Между тем, дело приближается к десяти часам — время начала утренней репетиции. Надо бежать. Вот это» надо бежать» я помню всю жизнь. Всю его неустроенную, бестолковую, лишенную удобств жизнь, он спешил, опаздывал, нервничал, отшучивался и никогда не жаловался.
Театр находился в пятнадцати минутах ходьбы от квартиры на Станкевича, и в пяти минутах ходьбы от дома на Тверском бульваре. Надо было только перейти Тверской бульвар и вот уже Малая Бронная. На крыше углового дома светилась по вечерам неоновая надпись» Московский Государственный Еврейский Театр».
Как не хватало этой надписи, когда театр закрыли! Как устрашающе непривычна была эта темная потухшая крыша!
Приходил он в театр с обычным домашним вопросом: «Ну, кто мне звонил?«Дежурная передавала ему список звонков: тут были и приглашения, и дела, и, главным образом, просьбы. Трудно передать, какое количество людей нуждалось в его совете и помощи, а порой и просто в добром слове. Помню стихотворение поэта Николая Адуева, кончавшееся строчкой: «увидел я Михоэлса и сразу успокоился».
Не успевал он переступить порог своего кабинета, как на него буквально наваливался с десяток поджидавших его людей — актеров, художников, драматургов и просто просителей.
Соломон Михайлович, — бросается к нему разъяренная костюмерша. — Вот Роза отказывается от этого платья, потому что оно ее полнит.
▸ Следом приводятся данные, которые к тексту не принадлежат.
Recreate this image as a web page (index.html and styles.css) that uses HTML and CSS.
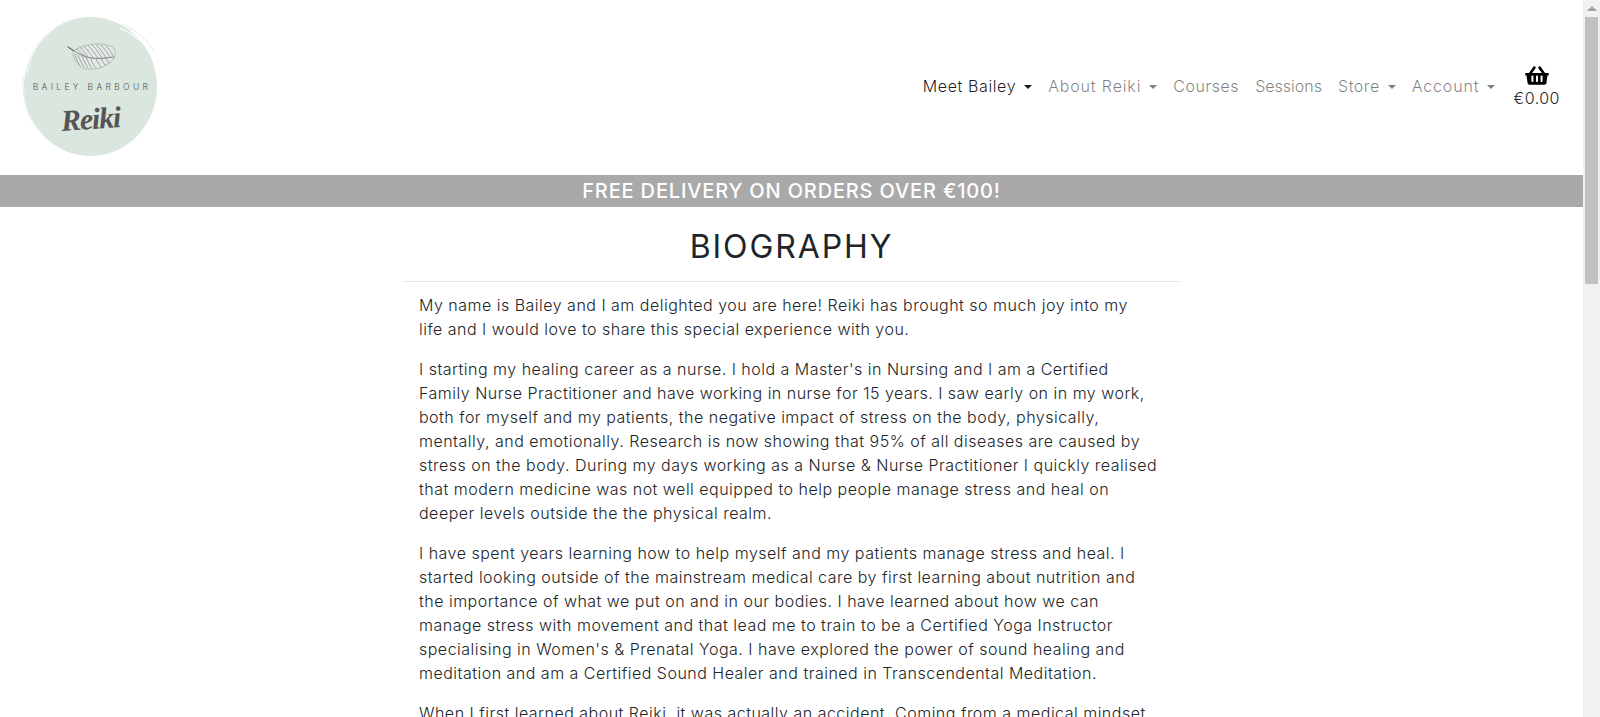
FILE: index.html
```html
<!DOCTYPE html>
<html lang="en">
<head>
<meta charset="utf-8">
<title>Biography</title>
<link rel="stylesheet" href="styles.css">
</head>
<body>
<div class="page">
  <div class="viewport">
    <header class="site-header">
      <a class="logo" href="#">
        <span class="logo-disc">
          <svg class="logo-paint" viewBox="0 0 145 151" width="145" height="151" aria-hidden="true">
            <ellipse cx="72.5" cy="75.5" rx="66.5" ry="69.5" fill="#dbe6df"/>
            <path d="M102 17 C115 23 125 30 132 40" fill="none" stroke="#fff" stroke-width="1.2"/>
            <path d="M104 13 C118 19 130 29 137 42" fill="none" stroke="#e3ebe6" stroke-width="1"/>
            <path d="M9 62 C12 44 21 28 36 18" fill="none" stroke="#fff" stroke-width="1"/>
            <path d="M5 66 C4 84 8 102 18 116" fill="none" stroke="#e3ebe6" stroke-width="1"/>
            <path d="M40 142 C56 148 84 149 104 141" fill="none" stroke="#fff" stroke-width="1"/>
          </svg>
          <svg class="feather" viewBox="66 42 50 30" width="50" height="30" aria-hidden="true">
            <g fill="none" stroke-linecap="round">
              <path d="M67 47 L73 51" stroke="#3f3f3f" stroke-width="1"/>
              <path d="M72 51 C79 47 87 44 96 44 C105 44 113 46 114 51 C115 58 110 63 103 66 C95 70 87 70 82 68 C76 65 72 59 72 51Z" fill="#e3e9e5" stroke="#8a908d" stroke-width=".5"/>
              <path d="M72 50 C78 54 83 57 90 58 C98 59 106 58 113 57" stroke="#555a57" stroke-width=".7"/>
              <path d="M76 49 C78 51 81 54 84 56 M79 47.5 C82 50 85 54 87 57 M83 46.500 C86 49 89 53 92 57.500 M87 45.500 C90 48 94 54 97 58 M91 45 C94 47 98 53 101 58 M95 45 C98 47 102 53 105 58 M100 45 C103 48 106 52 109 57 M105 46 C108 48 110 52 112 56" stroke="#767c79" stroke-width=".6"/>
              <path d="M74 54 C75 59 77 63 79 65 M77 55 C79 60 81 64 83 67 M81 56 C83 61 85 65 87 68 M85 57 C87 62 89 66 91 68.500 M90 59 C91 62 93 66 95 68 M95 59 C96 62 98 64 100 67 M100 59 C101 61 103 63 104 65 M105 58 C106 60 107 61 108 63" stroke="#767c79" stroke-width=".6"/>
            </g>
          </svg>
          <span class="logo-name">BAILEY BARBOUR</span>
          <span class="logo-script">Reiki</span>
        </span>
      </a>
      <nav class="main-nav">
        <a class="nav-link active caret" href="#">Meet Bailey</a>
        <a class="nav-link caret nav-wide" href="#">About Reiki</a>
        <a class="nav-link" href="#">Courses</a>
        <a class="nav-link nav-narrow" href="#">Sessions</a>
        <a class="nav-link caret" href="#">Store</a>
        <a class="nav-link caret nav-wide" href="#">Account</a>
        <a class="cart" href="#">
          <svg class="basket" viewBox="0 0 576 512" width="24" height="21" aria-hidden="true"><path d="M576 216v16c0 13.255-10.745 24-24 24h-8l-26.113 182.788C514.509 462.435 494.257 480 470.37 480H105.63c-23.887 0-44.139-17.565-47.518-41.212L32 256h-8c-13.255 0-24-10.745-24-24v-16c0-13.255 10.745-24 24-24h67.341l106.78-146.821c10.395-14.292 30.407-17.453 44.701-7.058 14.293 10.395 17.453 30.408 7.058 44.701L170.477 192h235.046L326.12 82.821c-10.395-14.292-7.234-34.306 7.059-44.701 14.291-10.395 34.306-7.235 44.701 7.058L484.659 192H552c13.255 0 24 10.745 24 24zM312 392V280c0-13.255-10.745-24-24-24s-24 10.745-24 24v112c0 13.255 10.745 24 24 24s24-10.745 24-24zm112 0V280c0-13.255-10.745-24-24-24s-24 10.745-24 24v112c0 13.255 10.745 24 24 24s24-10.745 24-24zm-224 0V280c0-13.255-10.745-24-24-24s-24 10.745-24 24v112c0 13.255 10.745 24 24 24s24-10.745 24-24z"/></svg>
          <span>€0.00</span>
        </a>
      </nav>
    </header>
    <div class="banner">FREE DELIVERY ON ORDERS OVER €100!</div>
    <main class="content">
      <h1 class="title">BIOGRAPHY</h1>
      <div class="bio">
        <p>My name is Bailey and I am delighted you are here! Reiki has brought so much joy into my<br>life and I would love to share this special experience with you.</p>
        <p>I starting my healing career as a nurse. I hold a Master's in Nursing and I am a Certified<br>Family Nurse Practitioner and have working in nurse for 15 years. I saw early on in my work,<br>both for myself and my patients, the negative impact of stress on the body, physically,<br>mentally, and emotionally. Research is now showing that 95% of all diseases are caused by<br>stress on the body. During my days working as a Nurse &amp; Nurse Practitioner I quickly realised<br>that modern medicine was not well equipped to help people manage stress and heal on<br>deeper levels outside the the physical realm.</p>
        <p>I have spent years learning how to help myself and my patients manage stress and heal. I<br>started looking outside of the mainstream medical care by first learning about nutrition and<br>the importance of what we put on and in our bodies. I have learned about how we can<br>manage stress with movement and that lead me to train to be a Certified Yoga Instructor<br>specialising in Women's &amp; Prenatal Yoga. I have explored the power of sound healing and<br>meditation and am a Certified Sound Healer and trained in Transcendental Meditation.</p>
        <p>When I first learned about Reiki, it was actually an accident. Coming from a medical mindset</p>
      </div>
    </main>
  </div>
  <div class="scrollbar">
    <span class="sb-btn"><span class="sb-arrow"></span></span>
    <span class="sb-thumb"></span>
  </div>
</div>
</body>
</html>
```
FILE: styles.css
```css
* { box-sizing: border-box; }
html, body { margin: 0; height: 100%; overflow: hidden; background: #fff; }
body { font-family: Inter, "Open Sans", sans-serif; font-size: 16px; line-height: 24px; color: #212529; }
a { text-decoration: none; color: inherit; }

.page { display: flex; height: 717px; }
.viewport { flex: 1; min-width: 0; overflow: hidden; }

.scrollbar { width: 17px; flex: none; background: #f1f1f1; display: flex; flex-direction: column; }
.sb-btn { height: 17px; display: flex; align-items: center; justify-content: center; }
.sb-arrow { width: 0; height: 0; border-left: 5px solid transparent; border-right: 5px solid transparent; border-bottom: 5px solid #a3a3a3; }
.sb-thumb { height: 267px; margin: 0 2px; background: #c1c1c1; }

.site-header { height: 175px; display: flex; align-items: center; justify-content: space-between; padding: 0 23px 0 24px; }
.logo { display: block; margin-bottom: 2px; }
.logo-disc { position: relative; width: 133px; height: 139px; display: flex; flex-direction: column; align-items: center; color: #555; padding-top: 25px; }
.logo-paint { position: absolute; left: -6px; top: -6px; }
.feather { display: block; position: relative; margin-left: 2px; filter: blur(.25px); }
.logo-name { position: relative; font-size: 8.5px; line-height: 10px; font-weight: 300; letter-spacing: 3.35px; margin-top: 10px; margin-right: -3px; white-space: nowrap; }
.logo-script { position: relative; font-family: "Liberation Serif", serif; font-style: italic; font-weight: bold; font-size: 30px; line-height: 36px; letter-spacing: -1.2px; margin-top: 9px; color: #555; transform: rotate(-4deg); }

.main-nav { display: flex; align-items: center; }
.nav-link { padding: 8px 8px 12px; color: rgba(0,0,0,.5); letter-spacing: .55px; white-space: nowrap; display: block; font-weight: 300; }
.nav-wide { letter-spacing: .85px; }
.nav-narrow { letter-spacing: 0; }
.nav-link.active { color: rgba(0,0,0,.9); letter-spacing: .6px; }
.caret::after { content: ""; display: inline-block; margin-left: 8px; vertical-align: 3px; border-top: 4.8px solid; border-left: 4.8px solid transparent; border-right: 4.8px solid transparent; }
.cart { display: flex; flex-direction: column; align-items: center; color: #212529; margin-left: 10px; font-weight: 300; letter-spacing: .5px; }
.basket { display: block; }

.banner { height: 32px; background: #a9a9a9; color: #fff; text-align: center; font-size: 20px; line-height: 32px; font-weight: 500; letter-spacing: .84px; }

.content { width: 777px; margin: 0 auto; }
.title { margin: 0; font-size: 32px; line-height: 38px; padding: 21px 0 16px; font-weight: 400; text-align: center; letter-spacing: 1.9px; color: #212529; border-bottom: 1px solid #e5e5e5; height: 75px; }
.bio { padding: 11px 16px 0; font-weight: 300; letter-spacing: .49px; }
.bio p { margin: 0 0 16px; white-space: nowrap; }
```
В углу сидит надутая зареванная Роза. Она не отвечает на приветствия Михоэлса, и при первых же словах костюмерши срывается с места и с рыданиями выбегает из кабинета.
Не успевает наладиться вопрос о потолстевшей Розе и ее платье, как выясняется, что какая‑то Саррочка кого‑то родила в Биробиджане и ей срочно требуются деньги.
Деньги для незнакомой Саррочки из Биробиджана берутся Михоэлсом прямо из кассы театра в счет своей будущей зарплаты (то‑то никогда не было у него ни квартиры, ни денег), сравнительно легко достаются успокоительные таблетки для чьей‑нибудь нервной тещи. Значительно сложнее обстоит с поисками квартиры для молодоженов или устройством на работу инженера — электрика — чьего‑нибудь зятя.
Другой раз приходится выслушать исповедь несчастно — влюбленного студийца, или дать совет растерянной мамаше, как ей справиться с непутевой дочкой.
Так проходило время перед репетицией и в перерывах.
«Я обвешан судьбами», — вздыхал отец. И это было правдой.
Сказать почему он, при всей своей занятости, позволял этим судьбам так бесцеремонно наваливаться на себя, очень сложно. Всякое определение было бы слишком однозначным. Это не была сусальная доброта Деда Мороза, да и вообще не только доброта. И не только огромное живое любопытство к человеческим судьбам. Но еще и то чувство ответственности, которое свойственно только человеку, родившемуся как мой отец Старшим.
Однажды он признался нам с Асей: «Мне очень тяжело, и иногда мне кажется, что я один отвечаю за весь свой народ, не говоря уже о театре».